Probably because EV trucks would need to go through the current Brenner motorway, that is a very trafficked road, from Wikipedia ( https://en.wikipedia.org/wiki/Brenner_Pass#Motorway ):

The ever-increasing freight and leisure traffic, however, has been causing long traffic jams at busy times even without border enforcements. The Brenner Pass is the only major mountain pass within the area; other nearby alternatives are footpaths across higher mountains at an altitude of above 2,000 metres (6,600 feet). As a result, air and noise pollution have generated heavy debate in regional and European politics.
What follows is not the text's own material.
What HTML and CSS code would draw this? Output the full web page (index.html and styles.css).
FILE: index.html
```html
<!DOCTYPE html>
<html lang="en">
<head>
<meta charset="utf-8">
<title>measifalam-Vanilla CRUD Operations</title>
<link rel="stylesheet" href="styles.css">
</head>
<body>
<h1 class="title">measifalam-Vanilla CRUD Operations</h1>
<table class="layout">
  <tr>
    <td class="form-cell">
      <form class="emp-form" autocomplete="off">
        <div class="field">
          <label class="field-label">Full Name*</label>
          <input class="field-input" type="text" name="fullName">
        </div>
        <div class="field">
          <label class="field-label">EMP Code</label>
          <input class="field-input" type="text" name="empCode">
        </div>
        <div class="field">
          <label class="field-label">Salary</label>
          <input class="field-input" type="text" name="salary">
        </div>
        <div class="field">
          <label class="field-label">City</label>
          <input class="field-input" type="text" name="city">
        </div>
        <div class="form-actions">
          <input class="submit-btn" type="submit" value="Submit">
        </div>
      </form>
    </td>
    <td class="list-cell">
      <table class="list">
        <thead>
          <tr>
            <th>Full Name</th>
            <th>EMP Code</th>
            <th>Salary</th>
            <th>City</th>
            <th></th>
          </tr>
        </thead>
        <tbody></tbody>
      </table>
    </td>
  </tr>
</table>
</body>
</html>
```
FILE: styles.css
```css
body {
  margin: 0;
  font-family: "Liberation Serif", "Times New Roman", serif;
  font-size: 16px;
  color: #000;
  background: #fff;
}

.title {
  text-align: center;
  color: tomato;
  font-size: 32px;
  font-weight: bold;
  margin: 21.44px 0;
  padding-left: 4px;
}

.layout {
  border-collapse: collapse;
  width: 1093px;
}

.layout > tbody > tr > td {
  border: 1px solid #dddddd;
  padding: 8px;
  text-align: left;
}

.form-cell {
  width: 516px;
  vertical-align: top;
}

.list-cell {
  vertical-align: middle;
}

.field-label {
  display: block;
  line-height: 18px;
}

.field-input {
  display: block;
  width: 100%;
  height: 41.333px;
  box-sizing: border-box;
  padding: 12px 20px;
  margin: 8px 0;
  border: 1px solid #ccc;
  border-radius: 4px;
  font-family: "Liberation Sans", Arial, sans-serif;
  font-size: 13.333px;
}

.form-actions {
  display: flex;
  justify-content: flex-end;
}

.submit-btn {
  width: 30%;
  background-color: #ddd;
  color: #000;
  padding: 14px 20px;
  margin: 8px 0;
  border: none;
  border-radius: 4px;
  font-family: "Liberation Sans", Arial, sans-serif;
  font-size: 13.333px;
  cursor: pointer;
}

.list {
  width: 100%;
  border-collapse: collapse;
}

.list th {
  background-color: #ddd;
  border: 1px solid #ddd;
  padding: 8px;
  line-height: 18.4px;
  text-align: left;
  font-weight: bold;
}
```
As of 2004, about 1.8 million trucks crossed the Europa Bridge per year.


There's an alternative to only on motorways and never on motorways: sometimes on motorways.
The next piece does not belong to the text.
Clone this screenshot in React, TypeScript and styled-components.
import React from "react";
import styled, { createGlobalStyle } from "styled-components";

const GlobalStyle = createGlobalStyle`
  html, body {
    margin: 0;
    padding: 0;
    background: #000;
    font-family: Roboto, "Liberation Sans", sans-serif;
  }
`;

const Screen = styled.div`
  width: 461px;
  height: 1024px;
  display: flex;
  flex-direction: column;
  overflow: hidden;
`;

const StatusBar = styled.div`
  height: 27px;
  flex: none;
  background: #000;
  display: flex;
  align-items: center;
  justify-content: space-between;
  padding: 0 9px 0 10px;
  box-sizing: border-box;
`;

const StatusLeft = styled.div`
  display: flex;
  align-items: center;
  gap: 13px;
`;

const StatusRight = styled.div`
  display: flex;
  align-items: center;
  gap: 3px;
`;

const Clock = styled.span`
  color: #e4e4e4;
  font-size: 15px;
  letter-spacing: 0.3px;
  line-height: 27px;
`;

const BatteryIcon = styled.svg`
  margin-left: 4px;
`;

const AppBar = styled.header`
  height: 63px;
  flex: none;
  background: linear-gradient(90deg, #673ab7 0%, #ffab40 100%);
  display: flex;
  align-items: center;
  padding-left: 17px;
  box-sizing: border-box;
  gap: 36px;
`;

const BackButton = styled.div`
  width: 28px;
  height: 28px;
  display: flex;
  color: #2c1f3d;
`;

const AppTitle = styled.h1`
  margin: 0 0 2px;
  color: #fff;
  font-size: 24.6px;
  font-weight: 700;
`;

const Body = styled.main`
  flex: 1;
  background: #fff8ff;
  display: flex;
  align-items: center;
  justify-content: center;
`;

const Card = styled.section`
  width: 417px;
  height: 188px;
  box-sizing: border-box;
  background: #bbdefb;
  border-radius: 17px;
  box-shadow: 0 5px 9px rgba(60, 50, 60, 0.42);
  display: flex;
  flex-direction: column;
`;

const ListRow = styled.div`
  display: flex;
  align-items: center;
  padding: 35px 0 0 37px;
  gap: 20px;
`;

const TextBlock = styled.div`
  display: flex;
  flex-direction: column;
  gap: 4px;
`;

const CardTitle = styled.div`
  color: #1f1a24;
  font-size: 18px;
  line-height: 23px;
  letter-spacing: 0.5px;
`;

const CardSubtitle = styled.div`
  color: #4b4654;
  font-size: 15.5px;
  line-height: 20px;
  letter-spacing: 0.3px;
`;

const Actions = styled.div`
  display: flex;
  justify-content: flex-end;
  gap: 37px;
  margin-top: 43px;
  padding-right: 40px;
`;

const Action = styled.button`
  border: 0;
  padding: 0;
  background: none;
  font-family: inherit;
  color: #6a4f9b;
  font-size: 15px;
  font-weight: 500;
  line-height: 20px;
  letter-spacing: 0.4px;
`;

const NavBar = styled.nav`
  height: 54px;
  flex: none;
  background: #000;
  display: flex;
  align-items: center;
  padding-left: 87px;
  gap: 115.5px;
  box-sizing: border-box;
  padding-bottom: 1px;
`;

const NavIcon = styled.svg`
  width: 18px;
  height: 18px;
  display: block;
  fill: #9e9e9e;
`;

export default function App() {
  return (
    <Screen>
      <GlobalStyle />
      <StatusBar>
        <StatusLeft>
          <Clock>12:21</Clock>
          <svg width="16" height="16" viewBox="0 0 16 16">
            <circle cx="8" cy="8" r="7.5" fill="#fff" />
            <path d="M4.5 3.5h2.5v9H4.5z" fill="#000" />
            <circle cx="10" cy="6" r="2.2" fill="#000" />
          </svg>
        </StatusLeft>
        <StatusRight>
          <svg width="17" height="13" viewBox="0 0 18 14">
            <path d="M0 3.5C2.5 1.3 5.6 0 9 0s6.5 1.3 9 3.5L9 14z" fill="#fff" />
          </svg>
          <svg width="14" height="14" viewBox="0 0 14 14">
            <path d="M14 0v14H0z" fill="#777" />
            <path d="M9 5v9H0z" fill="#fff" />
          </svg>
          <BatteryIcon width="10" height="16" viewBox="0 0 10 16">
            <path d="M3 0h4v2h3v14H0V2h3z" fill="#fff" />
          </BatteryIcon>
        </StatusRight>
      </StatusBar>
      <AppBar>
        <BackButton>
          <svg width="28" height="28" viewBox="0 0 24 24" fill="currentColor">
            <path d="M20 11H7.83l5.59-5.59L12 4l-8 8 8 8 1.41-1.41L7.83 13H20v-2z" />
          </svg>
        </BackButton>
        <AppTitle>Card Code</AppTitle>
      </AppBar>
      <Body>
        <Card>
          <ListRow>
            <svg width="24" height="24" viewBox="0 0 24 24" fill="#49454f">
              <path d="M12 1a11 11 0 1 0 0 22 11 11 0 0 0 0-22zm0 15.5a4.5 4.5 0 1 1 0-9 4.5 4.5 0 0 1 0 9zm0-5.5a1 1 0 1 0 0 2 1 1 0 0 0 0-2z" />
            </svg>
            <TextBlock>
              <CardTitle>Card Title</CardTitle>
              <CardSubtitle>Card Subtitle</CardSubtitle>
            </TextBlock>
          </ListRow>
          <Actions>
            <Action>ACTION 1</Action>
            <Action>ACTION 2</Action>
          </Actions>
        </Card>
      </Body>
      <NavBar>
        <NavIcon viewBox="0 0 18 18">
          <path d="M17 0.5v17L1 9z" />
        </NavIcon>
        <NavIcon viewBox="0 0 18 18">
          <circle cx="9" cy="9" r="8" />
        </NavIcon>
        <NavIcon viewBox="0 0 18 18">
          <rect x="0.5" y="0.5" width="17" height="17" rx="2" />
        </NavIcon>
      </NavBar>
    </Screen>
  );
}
90% of the time you can use ordinary roads, with autonomous driving acting like a normal truck, giving the meat bags plenty of space. The most congested 10% you can build restricted access paths only for your smart trucks where they can act more like a train, with minimal spacing, increasing the traffic capacity of the road/tunnel/bridge/whatever so the extra cost of constructing it pays off sooner and/or it's cheaper in the first place because it's not built for drivers so doesn't need to be as safe.


One goal of a project like this is to reduce the number of trucks on the road, which reduce quality of life for people living near and using the roads, regardless of what powers them.


There's already a big push in Switzerland (And I thik across the whole of Europe) to get cargo off roads and onto rail. EV trucks still take up room on roads and cause congestion. https://www.bav.admin.ch/bav/en/home/modes-of-transport/rail...


With ev trucks you lose tons of freight capacity to the battery since the maximum weight of the truck is limited by regulations


That's really not a factor. The most popular semi truck in America, the Cascadia, is rated for 52,000 lbs GVWR. Kenworth T680 has a 64,000 lbs GVWR. Both far short of the 80,000 lbs limit.

The eCascadia has a 230 mile range on a 475 kWh battery. If you make that 1.5 MWh, it'll handle essentially any trip a single driver can make before his workday is over. A 1.5 MWh battery works out to ~17,500 lbs. Subtract the engine, exhaust, and fuel weight from those trucks and the majority of tractor trailers on the road will still be under the legal weight limit.

The largest factor is the lack of charging (detouring to hit a charger is very costly) and the cost of batteries that size.


If there's one thing I would absolutely require a Level 5 Full Driving Automation for, it's for freight.


I'd assume the opposite.

Run it at night, at economically efficient speeds, in convoys, on motorways and you get 80% benefits with 20% of the effort. No cyclists, roundabouts, driveways, parking, children, back roads, routing you've got less other traffic, could modify the road itself, run more smaller trucks, EV versus diesel, no tired human living away from home to worry about. Use Bus Rapid Transit corridors at off-peak times.

Feels like something thats going to go from stupid to standard very quickly once some tipping point gets hit (probably based on battery availability).



My thought as well, trucks will always be more flexible, using existing road infra. It’s hard to see how tunnelling is a better idea, cool as it sounds.